Now further suppose that we replace the condition $y + b_k \neq 0$ with the condition $d_k y + b_k \neq 0$ for $k \in \{1, \ldots, n\}$, where each $d_k$ is a known fixed quantity. Let $$ \frac{c_1 d_1 x + a_1}{d_1 y + b_1} + \frac{c_2 d_2 x + a_2}{d_2 y + b_2} + \cdots + \frac{c_n d_n x + a_n}{d_n y + b_n} = z. \tag{R} $$ Through methods similar to the ones before, we can show that if $x = \dfrac{z}{C} y$ then $$ \frac{c_k d_k x + a_k}{d_k y + b_k} = c_k \frac zC $$ and therefore $x = \dfrac{z}{C} y$ is a solution of Equation (R).

By this point, however, it may be getting difficult to recognize whether an equation actually is in the form (R) when each of the quantities $c_k d_k$ and $d_k y + b_k$ has been written as a single explicit number such as $30$ or $2025$. At some point, as we generalize the method, I think we will reach a point where the generalization is no longer useful or interesting.

Answer 3

(Not a solution.
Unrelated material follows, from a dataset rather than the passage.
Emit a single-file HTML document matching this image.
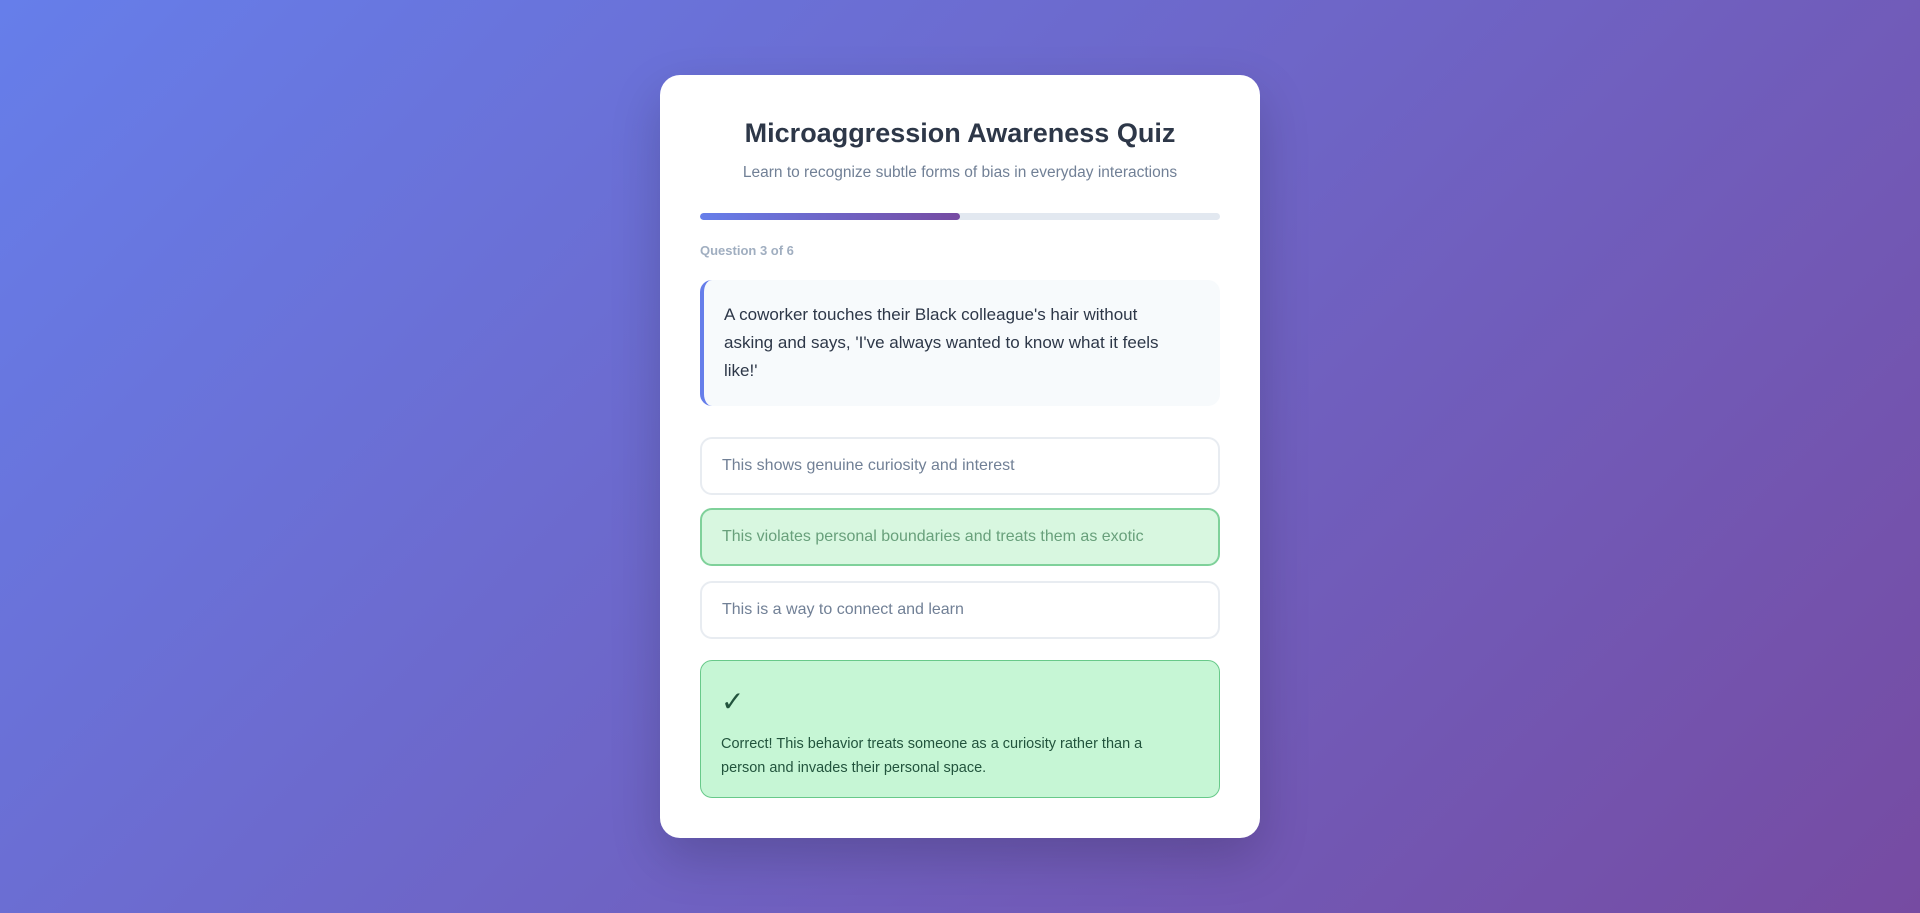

More a critique of the initial writeup)

As a counterexample,

$$\frac{ x}{x} + \frac{ x+1}{x+1} + \frac{x+2}{x+2} = 3$$

has solutions of $ x \in \mathbb{R} - \{0, 1, 2 \}$.

Even though substituting in $ x = 0 $ results in $ \frac{x+1}{x+1} = 1, \frac{x+2}{x+2} = 1$, the other term is not 1, and hence $x=0$ is not a solution.